• [Given problem] Omit all images, then repeat exactly the lines below from the one containing "Write a component" through the one containing "import React from", both ends included.

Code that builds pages

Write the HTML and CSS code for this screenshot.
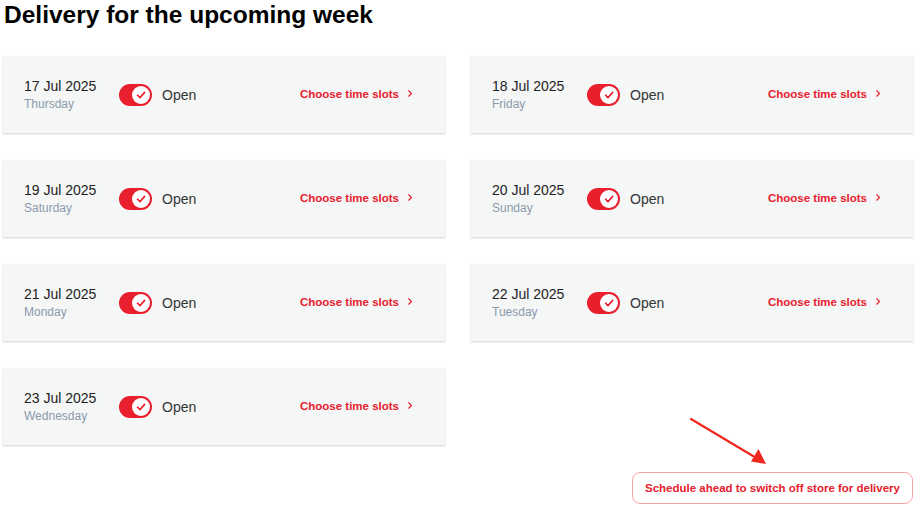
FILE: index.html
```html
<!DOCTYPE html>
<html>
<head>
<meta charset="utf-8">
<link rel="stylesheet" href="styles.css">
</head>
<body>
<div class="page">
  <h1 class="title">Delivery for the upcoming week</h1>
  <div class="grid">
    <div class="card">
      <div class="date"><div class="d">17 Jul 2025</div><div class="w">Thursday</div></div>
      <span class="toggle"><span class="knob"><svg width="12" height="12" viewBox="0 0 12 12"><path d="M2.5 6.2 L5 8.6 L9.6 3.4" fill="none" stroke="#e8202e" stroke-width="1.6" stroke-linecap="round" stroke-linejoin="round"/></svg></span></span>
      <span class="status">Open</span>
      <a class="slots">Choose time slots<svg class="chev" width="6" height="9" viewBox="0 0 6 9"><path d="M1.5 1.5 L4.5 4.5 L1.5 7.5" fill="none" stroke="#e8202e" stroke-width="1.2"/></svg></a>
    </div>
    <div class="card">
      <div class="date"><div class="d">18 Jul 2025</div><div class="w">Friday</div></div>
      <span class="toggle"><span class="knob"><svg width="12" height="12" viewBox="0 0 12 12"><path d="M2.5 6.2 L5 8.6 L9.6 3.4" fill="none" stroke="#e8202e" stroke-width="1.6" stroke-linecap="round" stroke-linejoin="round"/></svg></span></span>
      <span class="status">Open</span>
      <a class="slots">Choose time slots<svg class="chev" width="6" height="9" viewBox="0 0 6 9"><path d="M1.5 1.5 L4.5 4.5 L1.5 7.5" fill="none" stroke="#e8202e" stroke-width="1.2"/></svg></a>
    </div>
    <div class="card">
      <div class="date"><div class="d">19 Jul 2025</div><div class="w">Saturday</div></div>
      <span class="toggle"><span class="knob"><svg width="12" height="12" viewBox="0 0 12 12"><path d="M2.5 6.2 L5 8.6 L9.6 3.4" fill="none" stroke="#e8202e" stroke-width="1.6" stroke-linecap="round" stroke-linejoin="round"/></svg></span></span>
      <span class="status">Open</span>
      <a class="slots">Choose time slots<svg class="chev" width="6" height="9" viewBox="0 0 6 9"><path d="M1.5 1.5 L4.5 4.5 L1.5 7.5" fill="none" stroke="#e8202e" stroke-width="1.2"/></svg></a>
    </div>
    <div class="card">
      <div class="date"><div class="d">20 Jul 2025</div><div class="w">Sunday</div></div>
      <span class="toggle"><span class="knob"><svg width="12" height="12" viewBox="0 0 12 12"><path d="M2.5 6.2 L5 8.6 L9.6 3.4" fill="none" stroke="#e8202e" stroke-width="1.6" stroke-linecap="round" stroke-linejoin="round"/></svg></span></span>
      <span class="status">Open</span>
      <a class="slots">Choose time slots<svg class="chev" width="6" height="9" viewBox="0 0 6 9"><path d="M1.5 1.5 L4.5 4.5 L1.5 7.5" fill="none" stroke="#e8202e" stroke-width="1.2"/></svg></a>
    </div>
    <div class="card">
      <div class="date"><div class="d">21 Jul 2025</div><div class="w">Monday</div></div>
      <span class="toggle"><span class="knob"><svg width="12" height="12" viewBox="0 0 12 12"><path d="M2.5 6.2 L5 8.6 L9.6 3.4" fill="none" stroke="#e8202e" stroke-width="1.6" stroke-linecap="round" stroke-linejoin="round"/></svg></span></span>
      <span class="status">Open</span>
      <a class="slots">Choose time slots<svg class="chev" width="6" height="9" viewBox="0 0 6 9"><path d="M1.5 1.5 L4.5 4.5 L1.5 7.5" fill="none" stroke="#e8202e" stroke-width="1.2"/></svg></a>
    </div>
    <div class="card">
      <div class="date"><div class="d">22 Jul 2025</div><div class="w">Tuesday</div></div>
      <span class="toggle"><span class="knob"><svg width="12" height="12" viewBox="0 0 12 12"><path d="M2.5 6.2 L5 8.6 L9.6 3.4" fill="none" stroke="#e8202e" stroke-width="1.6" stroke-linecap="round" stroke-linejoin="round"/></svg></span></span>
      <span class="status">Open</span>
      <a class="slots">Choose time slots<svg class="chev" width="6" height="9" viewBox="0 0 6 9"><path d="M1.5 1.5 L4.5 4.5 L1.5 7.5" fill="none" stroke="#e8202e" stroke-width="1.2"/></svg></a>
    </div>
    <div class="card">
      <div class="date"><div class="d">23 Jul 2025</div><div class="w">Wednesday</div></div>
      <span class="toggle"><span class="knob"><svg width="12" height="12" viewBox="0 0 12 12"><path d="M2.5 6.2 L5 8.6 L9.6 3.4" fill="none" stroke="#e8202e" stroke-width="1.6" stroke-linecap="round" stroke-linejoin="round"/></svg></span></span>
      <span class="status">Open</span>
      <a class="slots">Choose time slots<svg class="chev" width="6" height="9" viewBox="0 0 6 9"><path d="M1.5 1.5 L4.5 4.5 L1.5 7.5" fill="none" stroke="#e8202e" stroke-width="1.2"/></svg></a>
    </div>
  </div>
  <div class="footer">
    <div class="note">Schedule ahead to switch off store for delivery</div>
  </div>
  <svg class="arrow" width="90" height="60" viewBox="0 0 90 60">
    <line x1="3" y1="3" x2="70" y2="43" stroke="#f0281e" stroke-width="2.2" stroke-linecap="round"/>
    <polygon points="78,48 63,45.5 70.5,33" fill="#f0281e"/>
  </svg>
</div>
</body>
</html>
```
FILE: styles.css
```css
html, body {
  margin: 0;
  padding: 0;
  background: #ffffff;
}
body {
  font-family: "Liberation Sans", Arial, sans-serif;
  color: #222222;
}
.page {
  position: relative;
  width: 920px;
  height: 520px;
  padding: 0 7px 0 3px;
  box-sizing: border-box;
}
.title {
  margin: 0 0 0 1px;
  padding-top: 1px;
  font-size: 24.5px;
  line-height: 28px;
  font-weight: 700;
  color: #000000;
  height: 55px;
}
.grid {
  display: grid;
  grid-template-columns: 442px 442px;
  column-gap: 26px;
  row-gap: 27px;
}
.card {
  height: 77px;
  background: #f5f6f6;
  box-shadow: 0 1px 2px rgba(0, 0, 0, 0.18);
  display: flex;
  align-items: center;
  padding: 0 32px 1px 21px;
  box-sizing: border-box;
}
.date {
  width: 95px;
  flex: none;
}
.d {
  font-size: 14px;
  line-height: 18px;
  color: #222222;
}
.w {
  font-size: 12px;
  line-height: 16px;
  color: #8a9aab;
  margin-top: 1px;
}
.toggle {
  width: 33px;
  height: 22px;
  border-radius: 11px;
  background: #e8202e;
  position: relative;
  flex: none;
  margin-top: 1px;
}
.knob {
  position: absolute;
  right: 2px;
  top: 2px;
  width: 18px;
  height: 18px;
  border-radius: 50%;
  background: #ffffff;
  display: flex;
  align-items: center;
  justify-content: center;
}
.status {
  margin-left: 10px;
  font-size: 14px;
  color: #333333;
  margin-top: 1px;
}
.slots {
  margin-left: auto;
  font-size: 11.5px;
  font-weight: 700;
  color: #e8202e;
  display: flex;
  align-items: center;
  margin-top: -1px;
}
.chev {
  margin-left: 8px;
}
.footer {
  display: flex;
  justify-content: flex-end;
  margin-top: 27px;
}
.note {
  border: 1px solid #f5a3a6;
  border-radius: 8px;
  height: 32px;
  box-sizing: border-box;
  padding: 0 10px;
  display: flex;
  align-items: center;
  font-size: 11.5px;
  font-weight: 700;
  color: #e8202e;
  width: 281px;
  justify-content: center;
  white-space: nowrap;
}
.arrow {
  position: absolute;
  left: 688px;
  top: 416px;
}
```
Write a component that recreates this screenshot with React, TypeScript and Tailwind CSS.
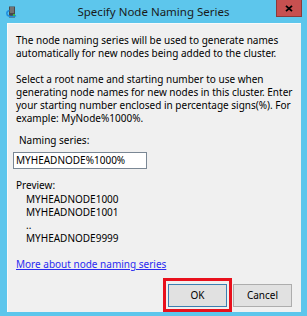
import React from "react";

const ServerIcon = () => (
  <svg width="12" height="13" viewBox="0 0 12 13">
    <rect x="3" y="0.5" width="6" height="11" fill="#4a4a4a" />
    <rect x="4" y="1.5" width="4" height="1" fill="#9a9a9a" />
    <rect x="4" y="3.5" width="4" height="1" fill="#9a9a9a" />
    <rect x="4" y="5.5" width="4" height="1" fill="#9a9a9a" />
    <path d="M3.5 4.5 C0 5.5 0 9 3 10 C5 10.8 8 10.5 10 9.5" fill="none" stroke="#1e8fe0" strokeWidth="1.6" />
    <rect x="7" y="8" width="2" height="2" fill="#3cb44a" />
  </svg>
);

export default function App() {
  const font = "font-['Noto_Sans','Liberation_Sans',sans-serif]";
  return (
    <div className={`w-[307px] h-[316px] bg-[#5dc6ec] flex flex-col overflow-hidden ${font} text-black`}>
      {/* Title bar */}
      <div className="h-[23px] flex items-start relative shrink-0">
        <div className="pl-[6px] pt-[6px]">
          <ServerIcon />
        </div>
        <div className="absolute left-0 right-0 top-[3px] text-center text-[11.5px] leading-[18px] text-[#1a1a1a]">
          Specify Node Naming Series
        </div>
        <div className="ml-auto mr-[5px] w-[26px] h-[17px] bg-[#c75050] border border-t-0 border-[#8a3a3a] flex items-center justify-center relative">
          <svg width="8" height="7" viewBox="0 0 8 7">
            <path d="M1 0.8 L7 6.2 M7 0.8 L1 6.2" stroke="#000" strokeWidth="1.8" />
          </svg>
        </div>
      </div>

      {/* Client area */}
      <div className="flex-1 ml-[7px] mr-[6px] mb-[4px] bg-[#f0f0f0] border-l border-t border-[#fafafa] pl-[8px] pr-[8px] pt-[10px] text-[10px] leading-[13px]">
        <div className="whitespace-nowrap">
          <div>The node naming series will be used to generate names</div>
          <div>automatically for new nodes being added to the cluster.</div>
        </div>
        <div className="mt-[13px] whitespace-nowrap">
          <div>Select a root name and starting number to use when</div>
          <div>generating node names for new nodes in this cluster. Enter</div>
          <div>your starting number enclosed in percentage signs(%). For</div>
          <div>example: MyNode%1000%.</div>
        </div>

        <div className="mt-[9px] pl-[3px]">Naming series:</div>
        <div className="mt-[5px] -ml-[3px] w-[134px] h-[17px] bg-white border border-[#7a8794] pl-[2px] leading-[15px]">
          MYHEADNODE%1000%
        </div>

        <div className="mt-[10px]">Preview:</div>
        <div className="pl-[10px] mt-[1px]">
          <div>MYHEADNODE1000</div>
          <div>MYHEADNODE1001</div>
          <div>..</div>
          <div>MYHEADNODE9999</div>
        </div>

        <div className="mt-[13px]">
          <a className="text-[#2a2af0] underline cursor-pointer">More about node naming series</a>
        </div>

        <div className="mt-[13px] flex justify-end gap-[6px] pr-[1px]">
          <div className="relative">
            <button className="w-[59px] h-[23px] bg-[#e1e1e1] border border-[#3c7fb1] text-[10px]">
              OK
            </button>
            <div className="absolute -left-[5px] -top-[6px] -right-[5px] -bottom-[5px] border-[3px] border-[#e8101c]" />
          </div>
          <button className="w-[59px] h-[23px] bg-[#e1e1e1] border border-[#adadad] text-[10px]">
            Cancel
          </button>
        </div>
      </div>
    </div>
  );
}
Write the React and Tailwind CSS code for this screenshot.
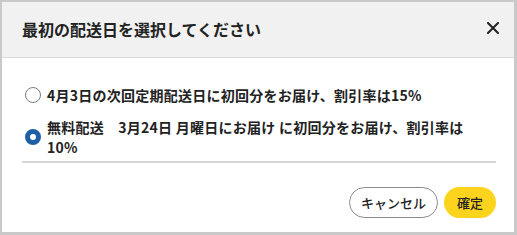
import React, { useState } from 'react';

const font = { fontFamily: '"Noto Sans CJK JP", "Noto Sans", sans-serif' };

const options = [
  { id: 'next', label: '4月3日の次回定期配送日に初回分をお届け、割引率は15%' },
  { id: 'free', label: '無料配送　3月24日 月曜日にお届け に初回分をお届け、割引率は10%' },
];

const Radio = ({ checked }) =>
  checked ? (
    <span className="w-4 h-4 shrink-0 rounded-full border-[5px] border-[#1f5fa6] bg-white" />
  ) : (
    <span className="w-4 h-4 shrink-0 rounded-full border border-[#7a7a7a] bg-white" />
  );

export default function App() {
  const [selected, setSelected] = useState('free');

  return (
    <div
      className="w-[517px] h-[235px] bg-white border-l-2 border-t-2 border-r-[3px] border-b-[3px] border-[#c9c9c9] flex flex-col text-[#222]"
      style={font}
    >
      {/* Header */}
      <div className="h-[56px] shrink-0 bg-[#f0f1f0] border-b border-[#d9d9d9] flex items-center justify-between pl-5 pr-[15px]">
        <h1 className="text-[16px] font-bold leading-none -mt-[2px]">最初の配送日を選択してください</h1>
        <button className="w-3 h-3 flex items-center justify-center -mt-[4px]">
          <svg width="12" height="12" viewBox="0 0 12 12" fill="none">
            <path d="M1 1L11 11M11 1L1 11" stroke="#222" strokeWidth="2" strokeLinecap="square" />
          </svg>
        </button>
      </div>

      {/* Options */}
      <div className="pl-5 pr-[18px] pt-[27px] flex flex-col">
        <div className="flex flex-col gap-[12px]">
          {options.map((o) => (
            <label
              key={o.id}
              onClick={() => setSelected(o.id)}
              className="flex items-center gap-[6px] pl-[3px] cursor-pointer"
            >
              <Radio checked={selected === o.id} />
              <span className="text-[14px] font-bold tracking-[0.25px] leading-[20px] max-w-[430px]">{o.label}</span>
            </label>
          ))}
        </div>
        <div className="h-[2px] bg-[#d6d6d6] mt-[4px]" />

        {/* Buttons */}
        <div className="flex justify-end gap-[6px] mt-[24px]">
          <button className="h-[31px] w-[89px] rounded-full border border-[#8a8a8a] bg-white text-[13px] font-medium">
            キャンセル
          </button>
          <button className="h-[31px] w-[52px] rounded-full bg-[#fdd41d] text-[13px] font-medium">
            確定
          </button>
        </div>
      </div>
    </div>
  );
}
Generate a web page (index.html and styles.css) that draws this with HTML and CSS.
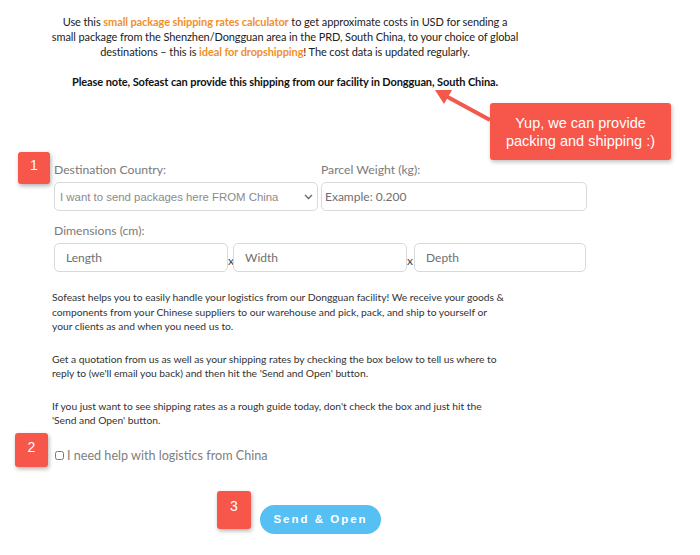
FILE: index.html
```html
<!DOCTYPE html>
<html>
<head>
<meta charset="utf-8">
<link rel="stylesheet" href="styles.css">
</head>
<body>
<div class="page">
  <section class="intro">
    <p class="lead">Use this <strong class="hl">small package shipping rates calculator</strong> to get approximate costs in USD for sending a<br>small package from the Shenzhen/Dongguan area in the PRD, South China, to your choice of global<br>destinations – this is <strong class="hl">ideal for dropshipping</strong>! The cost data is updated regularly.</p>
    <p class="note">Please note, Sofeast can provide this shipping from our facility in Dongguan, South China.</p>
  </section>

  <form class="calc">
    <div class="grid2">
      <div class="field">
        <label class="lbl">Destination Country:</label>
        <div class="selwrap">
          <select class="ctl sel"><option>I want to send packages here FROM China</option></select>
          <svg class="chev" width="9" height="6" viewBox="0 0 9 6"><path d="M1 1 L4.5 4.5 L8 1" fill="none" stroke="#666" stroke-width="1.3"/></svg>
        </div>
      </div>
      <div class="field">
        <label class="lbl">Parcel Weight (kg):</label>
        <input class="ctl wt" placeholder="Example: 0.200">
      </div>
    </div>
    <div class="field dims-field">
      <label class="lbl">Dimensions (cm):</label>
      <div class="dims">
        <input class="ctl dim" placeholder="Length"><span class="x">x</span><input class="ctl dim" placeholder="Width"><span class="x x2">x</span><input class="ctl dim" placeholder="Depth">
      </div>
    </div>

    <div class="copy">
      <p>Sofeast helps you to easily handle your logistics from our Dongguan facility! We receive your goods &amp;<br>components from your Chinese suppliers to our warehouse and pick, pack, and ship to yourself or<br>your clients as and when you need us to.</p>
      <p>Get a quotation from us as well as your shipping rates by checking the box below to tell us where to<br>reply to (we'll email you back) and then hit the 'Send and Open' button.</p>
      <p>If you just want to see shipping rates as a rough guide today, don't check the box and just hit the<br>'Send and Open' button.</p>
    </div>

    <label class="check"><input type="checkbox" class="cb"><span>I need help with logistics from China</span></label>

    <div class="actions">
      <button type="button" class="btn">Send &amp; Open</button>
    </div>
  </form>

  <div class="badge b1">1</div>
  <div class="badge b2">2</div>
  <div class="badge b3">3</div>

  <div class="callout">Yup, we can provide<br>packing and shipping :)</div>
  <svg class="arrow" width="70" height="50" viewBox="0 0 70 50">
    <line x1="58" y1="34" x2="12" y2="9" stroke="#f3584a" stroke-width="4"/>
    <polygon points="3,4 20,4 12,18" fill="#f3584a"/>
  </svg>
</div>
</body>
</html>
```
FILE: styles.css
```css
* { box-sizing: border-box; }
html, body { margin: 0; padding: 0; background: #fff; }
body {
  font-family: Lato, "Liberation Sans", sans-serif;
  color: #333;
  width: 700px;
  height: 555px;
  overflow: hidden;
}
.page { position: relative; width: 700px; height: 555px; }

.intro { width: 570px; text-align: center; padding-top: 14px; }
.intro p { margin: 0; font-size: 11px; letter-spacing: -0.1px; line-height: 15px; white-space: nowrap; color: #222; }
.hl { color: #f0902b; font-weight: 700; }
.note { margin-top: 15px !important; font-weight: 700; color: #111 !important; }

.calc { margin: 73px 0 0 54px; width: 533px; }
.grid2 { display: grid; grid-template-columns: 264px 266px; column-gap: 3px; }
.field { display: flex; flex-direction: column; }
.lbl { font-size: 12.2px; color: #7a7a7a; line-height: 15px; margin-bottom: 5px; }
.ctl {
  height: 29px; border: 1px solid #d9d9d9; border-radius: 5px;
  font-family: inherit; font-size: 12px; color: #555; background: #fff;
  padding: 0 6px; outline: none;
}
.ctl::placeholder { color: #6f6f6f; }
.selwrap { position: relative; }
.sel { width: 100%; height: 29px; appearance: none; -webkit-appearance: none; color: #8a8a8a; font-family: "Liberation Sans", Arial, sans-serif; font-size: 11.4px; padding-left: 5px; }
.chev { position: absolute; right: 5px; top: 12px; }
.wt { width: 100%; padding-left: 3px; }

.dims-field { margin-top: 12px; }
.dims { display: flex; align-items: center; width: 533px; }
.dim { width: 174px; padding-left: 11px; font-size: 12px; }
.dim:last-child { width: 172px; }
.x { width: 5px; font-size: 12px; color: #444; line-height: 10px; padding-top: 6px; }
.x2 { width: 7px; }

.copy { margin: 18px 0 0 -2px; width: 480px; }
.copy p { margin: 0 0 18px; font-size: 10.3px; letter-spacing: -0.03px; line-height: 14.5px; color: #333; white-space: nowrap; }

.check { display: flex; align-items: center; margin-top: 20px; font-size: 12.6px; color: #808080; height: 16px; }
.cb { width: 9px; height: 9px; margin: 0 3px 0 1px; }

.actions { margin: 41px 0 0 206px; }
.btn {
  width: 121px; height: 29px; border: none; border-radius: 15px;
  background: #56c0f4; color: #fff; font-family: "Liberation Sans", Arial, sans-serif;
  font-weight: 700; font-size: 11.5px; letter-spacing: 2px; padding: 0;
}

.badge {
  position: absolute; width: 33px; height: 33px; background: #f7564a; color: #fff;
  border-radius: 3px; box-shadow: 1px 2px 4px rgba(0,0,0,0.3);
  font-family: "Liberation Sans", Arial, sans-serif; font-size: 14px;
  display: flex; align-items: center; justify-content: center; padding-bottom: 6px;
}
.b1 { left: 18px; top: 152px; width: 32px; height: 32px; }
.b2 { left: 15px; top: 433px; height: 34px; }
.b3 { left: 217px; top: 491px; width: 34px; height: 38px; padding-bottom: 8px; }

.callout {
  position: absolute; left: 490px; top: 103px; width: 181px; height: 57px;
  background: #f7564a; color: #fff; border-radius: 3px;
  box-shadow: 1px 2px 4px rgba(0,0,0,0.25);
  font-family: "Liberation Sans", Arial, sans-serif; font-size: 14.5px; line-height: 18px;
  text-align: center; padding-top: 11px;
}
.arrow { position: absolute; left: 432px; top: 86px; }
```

• [Full response]
Write a component that recreates this screenshot with React, TypeScript and Tailwind CSS.
import React from "react";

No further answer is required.